[PROBLEM DETAILS]:
Reproduce all of the data below without alteration; exclude every picture.

* Start *

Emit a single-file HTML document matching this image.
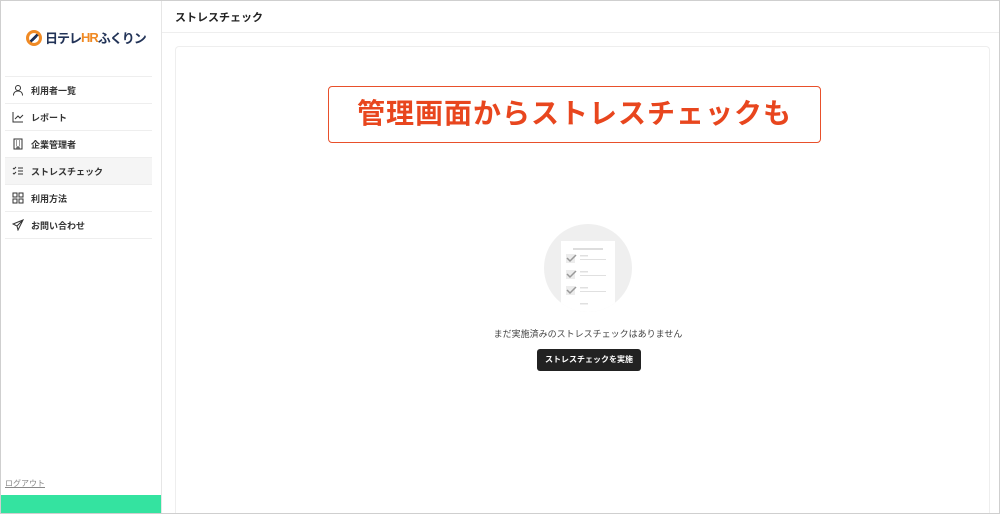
<!DOCTYPE html>
<html><head><meta charset="utf-8"><style>
*{margin:0;padding:0;box-sizing:border-box}
html,body{width:1000px;height:514px;overflow:hidden}
body{background:#fff;font-family:"Liberation Sans","Noto Sans CJK JP",sans-serif;position:relative;color:#222}
.frame{position:absolute;inset:0;border:1px solid #cfcfcf}
.side{position:absolute;left:0;top:0;width:162px;height:514px;border-right:1px solid #e6e6e6}
.logo{position:absolute;left:26px;top:28px;font-weight:bold;font-size:13px;color:#223357;display:flex;align-items:center;letter-spacing:-1px;white-space:nowrap}
.logo .c{width:16px;height:16px;border-radius:50%;border:3px solid #f08a24;margin-right:3px;flex:none;background:linear-gradient(135deg,transparent 40%,#223357 40%,#223357 60%,transparent 60%)}
.nav{position:absolute;left:5px;top:76px;width:147px;border-top:1px solid #eee}
.nav div{height:27px;border-bottom:1px solid #eee;display:flex;align-items:center;font-size:9px;font-weight:bold;color:#333;padding-left:7px}
.nav div.a{background:#f5f5f5}
.nav svg{width:12px;height:12px;margin-right:7px}
.logout{position:absolute;left:5px;top:478px;font-size:8px;color:#888;text-decoration:underline}
.green{position:absolute;left:0;top:495px;width:161px;height:19px;background:#34e3a0}
.hdr{position:absolute;left:162px;top:0;right:0;height:33px;border-bottom:1px solid #eee;font-size:11px;font-weight:bold;padding:9px 0 0 13px}
.card{position:absolute;left:175px;top:46px;width:815px;height:468px;border:1px solid #eee;border-bottom:none;border-radius:4px 4px 0 0}
.callout{position:absolute;left:328px;top:86px;width:493px;height:57px;border:1.5px solid #e8502b;border-radius:4px;color:#e8461e;font-size:28px;font-weight:bold;text-align:center;line-height:54px;letter-spacing:1px}
.circ{position:absolute;left:544px;top:224px;width:88px;height:88px;border-radius:50%;background:#efefef;overflow:hidden}
.msg{position:absolute;left:0;width:1176px;top:327px;text-align:center;font-size:9px;color:#444}
.btn{position:absolute;left:537px;top:349px;width:104px;height:22px;background:#222;border-radius:3px;color:#fff;font-size:8px;font-weight:bold;text-align:center;line-height:22px}
</style></head><body>
<div class="side">
<div class="logo"><span class="c"></span>日テレ<span style="color:#f08a24">HR</span>ふくりン</div>
<div class="nav">
<div><svg viewBox="0 0 12 12" fill="none" stroke="#333" stroke-width="1"><circle cx="6" cy="4" r="2.5"/><path d="M1.5 11.5c0-3 2-4.5 4.5-4.5s4.5 1.5 4.5 4.5"/></svg>利用者一覧</div>
<div><svg viewBox="0 0 12 12" fill="none" stroke="#333" stroke-width="1"><path d="M1 1v10h10M3 8l3-3 2 2 3-3"/></svg>レポート</div>
<div><svg viewBox="0 0 12 12" fill="none" stroke="#333" stroke-width="1"><rect x="2" y="1" width="8" height="10"/><path d="M4 3h1M7 3h1M4 5h1M7 5h1M4 7h1M7 7h1M5 11V9h2v2"/></svg>企業管理者</div>
<div class="a"><svg viewBox="0 0 12 12" fill="none" stroke="#333" stroke-width="1"><path d="M1 3l1 1 2-2M1 8l1 1 2-2M6 3h5M6 6h5M6 9h5"/></svg>ストレスチェック</div>
<div><svg viewBox="0 0 12 12" fill="none" stroke="#333" stroke-width="1"><rect x="1" y="1" width="4" height="4"/><rect x="7" y="1" width="4" height="4"/><rect x="1" y="7" width="4" height="4"/><rect x="7" y="7" width="4" height="4"/></svg>利用方法</div>
<div><svg viewBox="0 0 12 12" fill="none" stroke="#333" stroke-width="1"><path d="M11 1L1 5l4 2 1 4 5-10zM5 7l6-6"/></svg>お問い合わせ</div>
</div>
<div class="logout">ログアウト</div>
<div class="green"></div>
</div>
<div class="hdr">ストレスチェック</div>
<div class="card"></div>
<div class="callout">管理画面からストレスチェックも</div>
<div class="circ"><svg width="88" height="88" viewBox="0 0 88 88"><rect x="17" y="17" width="54" height="80" fill="#fff"/><rect x="29" y="24" width="30" height="2" fill="#ddd"/><g fill="#ececec"><rect x="22" y="30" width="9" height="9"/><rect x="22" y="46" width="9" height="9"/><rect x="22" y="62" width="9" height="9"/></g><g fill="none" stroke="#999" stroke-width="1.5"><path d="M23 34l3 3 6-6M23 50l3 3 6-6M23 66l3 3 6-6"/></g><g fill="#e0e0e0"><rect x="36" y="31" width="8" height="1.5"/><rect x="36" y="35" width="26" height="1"/><rect x="36" y="47" width="8" height="1.5"/><rect x="36" y="51" width="26" height="1"/><rect x="36" y="63" width="8" height="1.5"/><rect x="36" y="67" width="26" height="1"/><rect x="36" y="79" width="8" height="1.5"/></g></svg></div>
<div class="msg">まだ実施済みのストレスチェックはありません</div>
<div class="btn">ストレスチェックを実施</div>
<div class="frame"></div>
</body></html>
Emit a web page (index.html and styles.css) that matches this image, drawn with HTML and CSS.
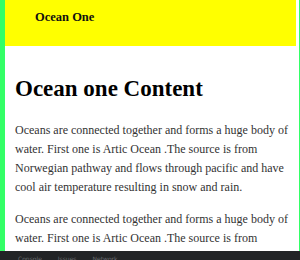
FILE: index.html
```html
<!DOCTYPE html>
<html>
<head>
<meta charset="utf-8">
<link rel="stylesheet" href="styles.css">
</head>
<body>
<div class="page">
  <header class="top">
    <span class="brand">Ocean One</span>
  </header>
  <main class="content">
    <h1 class="title">Ocean one Content</h1>
    <p class="text">Oceans are connected together and forms a huge body of water. First one is Artic Ocean .The source is from Norwegian pathway and flows through pacific and have cool air temperature resulting in snow and rain.</p>
    <p class="text">Oceans are connected together and forms a huge body of water. First one is Artic Ocean .The source is from Norwegian pathway and flows through pacific and have cool air temperature resulting in snow and rain.</p>
  </main>
</div>
<div class="status">
  <span class="tab">Console</span><span class="tab">Issues</span><span class="tab">Network</span>
</div>
</body>
</html>
```

FILE: styles.css
```css
html, body {
  margin: 0;
  padding: 0;
  height: 100%;
  overflow: hidden;
}
body {
  background: #33ff66;
  font-family: "Liberation Serif", serif;
  color: #222;
}
.page {
  margin-left: 5px;
  margin-right: 1px;
  height: 251px;
  background: #fff;
  overflow: hidden;
}
.top {
  height: 46px;
  box-sizing: border-box;
  background: #ffff00;
  display: flex;
  align-items: flex-start;
  padding: 10px 0 0 30px;
  margin-right: 3px;
}
.brand {
  font-weight: bold;
  font-size: 12.5px;
  color: #111;
}
.content {
  padding: 0 10px;
}
.title {
  font-size: 23px;
  margin: 30px 0 19px;
  color: #000;
}
.text {
  font-size: 12px;
  line-height: 19px;
  margin: 0 0 13px;
  color: #333;
}
.status {
  height: 9px;
  box-sizing: border-box;
  padding: 4px 0 0 18px;
  background: #222426;
  color: #6a6d70;
  font-family: "DejaVu Sans", sans-serif;
  font-size: 6px;
  line-height: 8px;
  display: flex;
  gap: 16px;
  overflow: hidden;
}
```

* End *

[REPLY TO THE EXERCISE]:
Emit a single-file HTML document matching this image.
<!DOCTYPE html>
<html><head><meta charset="utf-8"><style>
*{margin:0;padding:0;box-sizing:border-box}
html,body{width:1000px;height:514px;overflow:hidden}
body{background:#fff;font-family:"Liberation Sans","Noto Sans CJK JP",sans-serif;position:relative;color:#222}
.frame{position:absolute;inset:0;border:1px solid #cfcfcf}
.side{position:absolute;left:0;top:0;width:162px;height:514px;border-right:1px solid #e6e6e6}
.logo{position:absolute;left:26px;top:28px;font-weight:bold;font-size:13px;color:#223357;display:flex;align-items:center;letter-spacing:-1px;white-space:nowrap}
.logo .c{width:16px;height:16px;border-radius:50%;border:3px solid #f08a24;margin-right:3px;flex:none;background:linear-gradient(135deg,transparent 40%,#223357 40%,#223357 60%,transparent 60%)}
.nav{position:absolute;left:5px;top:76px;width:147px;border-top:1px solid #eee}
.nav div{height:27px;border-bottom:1px solid #eee;display:flex;align-items:center;font-size:9px;font-weight:bold;color:#333;padding-left:7px}
.nav div.a{background:#f5f5f5}
.nav svg{width:12px;height:12px;margin-right:7px}
.logout{position:absolute;left:5px;top:478px;font-size:8px;color:#888;text-decoration:underline}
.green{position:absolute;left:0;top:495px;width:161px;height:19px;background:#34e3a0}
.hdr{position:absolute;left:162px;top:0;right:0;height:33px;border-bottom:1px solid #eee;font-size:11px;font-weight:bold;padding:9px 0 0 13px}
.card{position:absolute;left:175px;top:46px;width:815px;height:468px;border:1px solid #eee;border-bottom:none;border-radius:4px 4px 0 0}
.callout{position:absolute;left:328px;top:86px;width:493px;height:57px;border:1.5px solid #e8502b;border-radius:4px;color:#e8461e;font-size:28px;font-weight:bold;text-align:center;line-height:54px;letter-spacing:1px}
.circ{position:absolute;left:544px;top:224px;width:88px;height:88px;border-radius:50%;background:#efefef;overflow:hidden}
.msg{position:absolute;left:0;width:1176px;top:327px;text-align:center;font-size:9px;color:#444}
.btn{position:absolute;left:537px;top:349px;width:104px;height:22px;background:#222;border-radius:3px;color:#fff;font-size:8px;font-weight:bold;text-align:center;line-height:22px}
</style></head><body>
<div class="side">
<div class="logo"><span class="c"></span>日テレ<span style="color:#f08a24">HR</span>ふくりン</div>
<div class="nav">
<div><svg viewBox="0 0 12 12" fill="none" stroke="#333" stroke-width="1"><circle cx="6" cy="4" r="2.5"/><path d="M1.5 11.5c0-3 2-4.5 4.5-4.5s4.5 1.5 4.5 4.5"/></svg>利用者一覧</div>
<div><svg viewBox="0 0 12 12" fill="none" stroke="#333" stroke-width="1"><path d="M1 1v10h10M3 8l3-3 2 2 3-3"/></svg>レポート</div>
<div><svg viewBox="0 0 12 12" fill="none" stroke="#333" stroke-width="1"><rect x="2" y="1" width="8" height="10"/><path d="M4 3h1M7 3h1M4 5h1M7 5h1M4 7h1M7 7h1M5 11V9h2v2"/></svg>企業管理者</div>
<div class="a"><svg viewBox="0 0 12 12" fill="none" stroke="#333" stroke-width="1"><path d="M1 3l1 1 2-2M1 8l1 1 2-2M6 3h5M6 6h5M6 9h5"/></svg>ストレスチェック</div>
<div><svg viewBox="0 0 12 12" fill="none" stroke="#333" stroke-width="1"><rect x="1" y="1" width="4" height="4"/><rect x="7" y="1" width="4" height="4"/><rect x="1" y="7" width="4" height="4"/><rect x="7" y="7" width="4" height="4"/></svg>利用方法</div>
<div><svg viewBox="0 0 12 12" fill="none" stroke="#333" stroke-width="1"><path d="M11 1L1 5l4 2 1 4 5-10zM5 7l6-6"/></svg>お問い合わせ</div>
</div>
<div class="logout">ログアウト</div>
<div class="green"></div>
</div>
<div class="hdr">ストレスチェック</div>
<div class="card"></div>
<div class="callout">管理画面からストレスチェックも</div>
<div class="circ"><svg width="88" height="88" viewBox="0 0 88 88"><rect x="17" y="17" width="54" height="80" fill="#fff"/><rect x="29" y="24" width="30" height="2" fill="#ddd"/><g fill="#ececec"><rect x="22" y="30" width="9" height="9"/><rect x="22" y="46" width="9" height="9"/><rect x="22" y="62" width="9" height="9"/></g><g fill="none" stroke="#999" stroke-width="1.5"><path d="M23 34l3 3 6-6M23 50l3 3 6-6M23 66l3 3 6-6"/></g><g fill="#e0e0e0"><rect x="36" y="31" width="8" height="1.5"/><rect x="36" y="35" width="26" height="1"/><rect x="36" y="47" width="8" height="1.5"/><rect x="36" y="51" width="26" height="1"/><rect x="36" y="63" width="8" height="1.5"/><rect x="36" y="67" width="26" height="1"/><rect x="36" y="79" width="8" height="1.5"/></g></svg></div>
<div class="msg">まだ実施済みのストレスチェックはありません</div>
<div class="btn">ストレスチェックを実施</div>
<div class="frame"></div>
</body></html>
Emit a web page (index.html and styles.css) that matches this image, drawn with HTML and CSS.
FILE: index.html
```html
<!DOCTYPE html>
<html>
<head>
<meta charset="utf-8">
<link rel="stylesheet" href="styles.css">
</head>
<body>
<div class="page">
  <header class="top">
    <span class="brand">Ocean One</span>
  </header>
  <main class="content">
    <h1 class="title">Ocean one Content</h1>
    <p class="text">Oceans are connected together and forms a huge body of water. First one is Artic Ocean .The source is from Norwegian pathway and flows through pacific and have cool air temperature resulting in snow and rain.</p>
    <p class="text">Oceans are connected together and forms a huge body of water. First one is Artic Ocean .The source is from Norwegian pathway and flows through pacific and have cool air temperature resulting in snow and rain.</p>
  </main>
</div>
<div class="status">
  <span class="tab">Console</span><span class="tab">Issues</span><span class="tab">Network</span>
</div>
</body>
</html>
```

FILE: styles.css
```css
html, body {
  margin: 0;
  padding: 0;
  height: 100%;
  overflow: hidden;
}
body {
  background: #33ff66;
  font-family: "Liberation Serif", serif;
  color: #222;
}
.page {
  margin-left: 5px;
  margin-right: 1px;
  height: 251px;
  background: #fff;
  overflow: hidden;
}
.top {
  height: 46px;
  box-sizing: border-box;
  background: #ffff00;
  display: flex;
  align-items: flex-start;
  padding: 10px 0 0 30px;
  margin-right: 3px;
}
.brand {
  font-weight: bold;
  font-size: 12.5px;
  color: #111;
}
.content {
  padding: 0 10px;
}
.title {
  font-size: 23px;
  margin: 30px 0 19px;
  color: #000;
}
.text {
  font-size: 12px;
  line-height: 19px;
  margin: 0 0 13px;
  color: #333;
}
.status {
  height: 9px;
  box-sizing: border-box;
  padding: 4px 0 0 18px;
  background: #222426;
  color: #6a6d70;
  font-family: "DejaVu Sans", sans-serif;
  font-size: 6px;
  line-height: 8px;
  display: flex;
  gap: 16px;
  overflow: hidden;
}
```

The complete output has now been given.